Your child has been diagnosed with Celiac disease. Now what?
For people without food allergies or experience living with someone who does, what to do after this diagnosis may be foreign. If you follow these steps and precautions, you will be well on your way to transitioning both your child and your household to “gluten-free mode”!
First, you must rearrange your kitchen to create a separate area where all gluten-free foods are stored to avoid any potential cross contamination. In my kitchen, we designated some cabinets for gluten-free foods only, and other cabinets for foods containing gluten only.
Some people choose to make their kitchen a completely gluten-free space, but unless the majority of your family has Celiac, this is not necessary. If you eat a regular sandwich across the kitchen table from your child who is eating a gluten-free one, there won’t be any problems unless the sandwiches were to make contact with each other. Some people also buy all new utensils that are dedicated gluten-free to eliminate the risk of traces of gluten being present on old utensils. However, if utensils such as spoons, forks, and knives are washed thoroughly in a dishwasher, that should not be a problem. But, you must buy certain separate appliances (such as a toaster), otherwise there will be cross-contamination. For items in your kitchen that cannot go in the dishwasher, it is necessary to have two sets, one for gluten-free foods and one for gluten containing foods. For example, you should have two pasta strainers if you are going to be cooking gluten-free and regular pasta.
When preparing food in the kitchen, be sure that any gluten-free food being prepared has NO contact with foods containing gluten. If this occurs, either cut off the part of the food contaminated by gluten, or throw the food out. To avoid this from happening, try to prepare gluten free food in a separate area from all other food. For example, you could have a “gluten-free corner” where only gluten-free food is prepared.
One of the most difficult parts of transitioning to a gluten-free lifestyle is actually figuring out what foods are and aren’t gluten-free. Gluten is present in wheat, rye, malt, barley, and some oats. All fruits and vegetables are naturally gluten-free, so unless they are modified somehow to contain gluten, they are all safe to eat. Since oats can be contaminated, it is important to only buy certified gluten-free oats. You should consult with a nutritionist or other expert before eating gluten-free oatmeal as some people with Celiac can't tolerate this.
Obviously, any food consisting of bread/flour—pizza, buns/rolls, pasta, cakes, etc.-- is not gluten-free, but gluten-free alternatives do exist for the vast majority of these foods! Do not assume that a food is gluten-free unless it explicitly says so on the packaging. Products can not be labeled gluten-free in the USA unless it meets FDA regulations and has less than 20 parts per million of gluten. When you are unsure about whether or not a food is gluten-free, the saying “better safe than sorry” applies perfectly, and you should always investigate said food before having your child eat something that could potentially harm them. Look online, call the company that made it, and/or ask an expert for help so you can be sure that what your child puts in their body is gluten-free.

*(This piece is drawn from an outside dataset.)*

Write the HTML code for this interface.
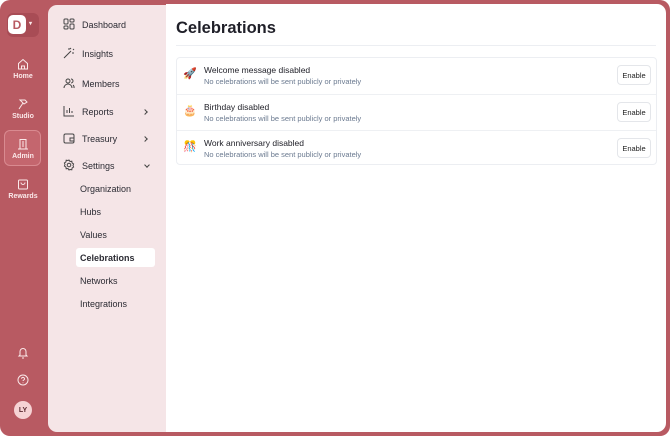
<!DOCTYPE html>
<html><head><style>
*{margin:0;padding:0;box-sizing:border-box}
body{width:670px;height:436px;background:#fff;font-family:"Liberation Sans",sans-serif;overflow:hidden;position:relative}
.win{position:absolute;left:0;top:0;width:670px;height:436px;background:#b85a62;border-radius:10px}
.side{position:absolute;left:48px;top:5px;width:119px;height:427px;background:#f5e5e7;border-radius:9px 0 0 9px;border-right:1px solid #ece4ea}
.main{position:absolute;left:166px;top:4px;width:500px;height:428px;background:#fff;border-radius:0 9px 9px 0}
.rail{position:absolute;left:0;top:0;width:48px;color:#fbe9ea;font-size:7px;font-weight:bold;text-align:center}
.ri{position:absolute;left:0;width:46px;text-align:center}
.ri svg{display:block;margin:0 auto 3px}
.nav{position:absolute;left:63px;font-size:9px;color:#2b2b33}
.nav svg{position:absolute;left:0;top:-2px}
.nav span{position:absolute;left:19px;white-space:nowrap}
.sub{position:absolute;left:80px;font-size:9px;color:#2b2b33}
.chev{position:absolute;left:143px;width:4px;height:4px;border-right:1.2px solid #444;border-top:1.2px solid #444;transform:rotate(45deg)}
h1{position:absolute;left:176px;top:19px;font-size:16.5px;font-weight:bold;color:#1f1f28}
.hr{position:absolute;left:176px;top:45px;width:480px;height:1px;background:#eceef2}
.card{position:absolute;left:176px;top:57px;width:481px;height:108px;border:1px solid #eceef2;border-radius:4px}
.row{position:absolute;left:0;width:479px;height:36px;border-top:1px solid #eef0f3}
.row .e{position:absolute;left:6px;top:9px;font-size:11px}
.row b{position:absolute;left:27px;top:7px;font-size:8.5px;color:#22222a;font-weight:normal}
.row i{position:absolute;left:27px;top:19px;font-size:7.5px;color:#6b7a90;font-style:normal}
.btn{position:absolute;left:440px;top:7px;width:34px;height:20px;border:1px solid #e4e6ea;border-radius:4px;font-size:7.5px;color:#222;display:flex;align-items:center;justify-content:center}
</style></head><body>
<div class="win"></div>
<div class="side"></div>
<div class="main"></div>
<div class="rail">
 <div style="position:absolute;left:7px;top:13px;width:32px;height:24px;border-radius:6px;background:#a84c55"></div>
 <div style="position:absolute;left:8px;top:15px;width:18px;height:19px;border-radius:5px;background:#fff;color:#b85a62;font-size:12px;display:flex;align-items:center;justify-content:center">D</div>
 <div style="position:absolute;left:29px;top:20px;font-size:6px">▾</div>
 <div class="ri" style="top:58px"><svg width="12" height="12" viewBox="0 0 12 12" fill="none" stroke="#fbe9ea" stroke-width="1"><path d="M1.5 5.5L6 1.5l4.5 4V11h-9z"/><path d="M4.5 11V8h3v3"/></svg>Home</div>
 <div class="ri" style="top:98px"><svg width="12" height="12" viewBox="0 0 12 12" fill="none" stroke="#fbe9ea" stroke-width="1"><path d="M3 2l5 0 2 2-3 2zM6 5l-4 6"/></svg>Studio</div>
 <div style="position:absolute;left:4px;top:130px;width:37px;height:36px;border:1px solid #d98a90;border-radius:6px;background:#c4666e"></div>
 <div class="ri" style="top:138px"><svg width="12" height="12" viewBox="0 0 12 12" fill="none" stroke="#fbe9ea" stroke-width="1"><rect x="3" y="1.5" width="6" height="9.5"/><path d="M1 11h10M5 4h2M5 6h2M5 8h2"/></svg>Admin</div>
 <div class="ri" style="top:178px"><svg width="12" height="12" viewBox="0 0 12 12" fill="none" stroke="#fbe9ea" stroke-width="1"><rect x="1.5" y="2" width="9" height="9" rx="1"/><path d="M4 4.5a2 2 0 004 0"/></svg>Rewards</div>
 <div class="ri" style="top:346px"><svg width="12" height="13" viewBox="0 0 12 13" fill="none" stroke="#fbe9ea" stroke-width="1"><path d="M3 9V5.5a3 3 0 016 0V9l1 1H2zM5 12h2"/></svg></div>
 <div class="ri" style="top:374px"><svg width="12" height="12" viewBox="0 0 12 12" fill="none" stroke="#fbe9ea" stroke-width="1"><circle cx="6" cy="6" r="5"/><path d="M4.5 4.7a1.5 1.5 0 113 .3c0 1-1.5 1-1.5 2M6 8.5v.6"/></svg></div>
 <div style="position:absolute;left:14px;top:401px;width:18px;height:18px;border-radius:9px;background:#f6d3d4;color:#5a2a30;font-size:7px;display:flex;align-items:center;justify-content:center">LY</div>
</div>
<div class="nav" style="top:20px"><svg width="12" height="12" viewBox="0 0 12 12" fill="none" stroke="#444" stroke-width="1"><rect x="1" y="1" width="4" height="5" rx="1"/><rect x="7" y="1" width="4" height="3" rx="1"/><rect x="1" y="8" width="4" height="3" rx="1"/><rect x="7" y="6" width="4" height="5" rx="1"/></svg><span>Dashboard</span></div>
<div class="nav" style="top:49px"><svg width="12" height="12" viewBox="0 0 12 12" fill="none" stroke="#444" stroke-width="1"><path d="M1 11l7-7M7 2l1-1M10 3l1-1M9 6h2M6 1v2"/></svg><span>Insights</span></div>
<div class="nav" style="top:79px"><svg width="12" height="12" viewBox="0 0 12 12" fill="none" stroke="#444" stroke-width="1"><circle cx="5" cy="4" r="2"/><path d="M1 11a4 4 0 018 0M8 2a2 2 0 010 4M10 8a3 3 0 011 3"/></svg><span>Members</span></div>
<div class="nav" style="top:107px"><svg width="12" height="12" viewBox="0 0 12 12" fill="none" stroke="#444" stroke-width="1"><path d="M1 1v10h10M4 8V5M6.5 8V3M9 8V6"/></svg><span>Reports</span></div>
<div class="chev" style="top:110px"></div>
<div class="nav" style="top:134px"><svg width="12" height="12" viewBox="0 0 12 12" fill="none" stroke="#444" stroke-width="1"><rect x="1" y="2" width="10" height="9" rx="1.5"/><path d="M7 6h4v3H7z"/></svg><span>Treasury</span></div>
<div class="chev" style="top:137px"></div>
<div class="nav" style="top:161px"><svg width="12" height="12" viewBox="0 0 12 12" fill="none" stroke="#444" stroke-width="1"><circle cx="6" cy="6" r="1.8"/><path d="M6 1l1 1.5 1.8-.3.3 1.8L10.6 5 10 6.5l.6 1.5-1.5 1 -.3 1.8-1.8-.3L6 11l-1-1.5-1.8.3-.3-1.8L1.4 7 2 5.5 1.4 4l1.5-1 .3-1.8 1.8.3z"/></svg><span>Settings</span></div>
<div class="chev" style="top:163px;left:145px;transform:rotate(135deg)"></div>
<div class="sub" style="top:184px">Organization</div>
<div class="sub" style="top:207px">Hubs</div>
<div class="sub" style="top:230px">Values</div>
<div style="position:absolute;left:76px;top:248px;width:79px;height:19px;background:#fff;border-radius:3px"></div>
<div class="sub" style="top:253px;font-weight:bold">Celebrations</div>
<div class="sub" style="top:276px">Networks</div>
<div class="sub" style="top:299px">Integrations</div>
<h1>Celebrations</h1>
<div class="hr"></div>
<div class="card">
 <div class="row" style="top:0;border-top:none"><span class="e">🚀</span><b>Welcome message disabled</b><i>No celebrations will be sent publicly or privately</i><div class="btn">Enable</div></div>
 <div class="row" style="top:36px"><span class="e">🎂</span><b>Birthday disabled</b><i>No celebrations will be sent publicly or privately</i><div class="btn">Enable</div></div>
 <div class="row" style="top:72px"><span class="e">🎊</span><b>Work anniversary disabled</b><i>No celebrations will be sent publicly or privately</i><div class="btn">Enable</div></div>
</div>
</body></html>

Some foods may appear to be gluten-free but actually contain gluten, such as your child’s favorite cereal (note: just because a food doesn’t contain wheat does not automatically mean that it is gluten-free!). However, the number of gluten-free foods that do exist might surprise you (and there are many common snacks, like chips, that you probably never noticed were gluten-free). In addition, you can always look for new gluten-free foods in your local supermarket, since the number of gluten-free foods on the market increases every year.
What is written on this page may not be everything that you need to do in your home to ensure that it is a safe gluten-free friendly environment.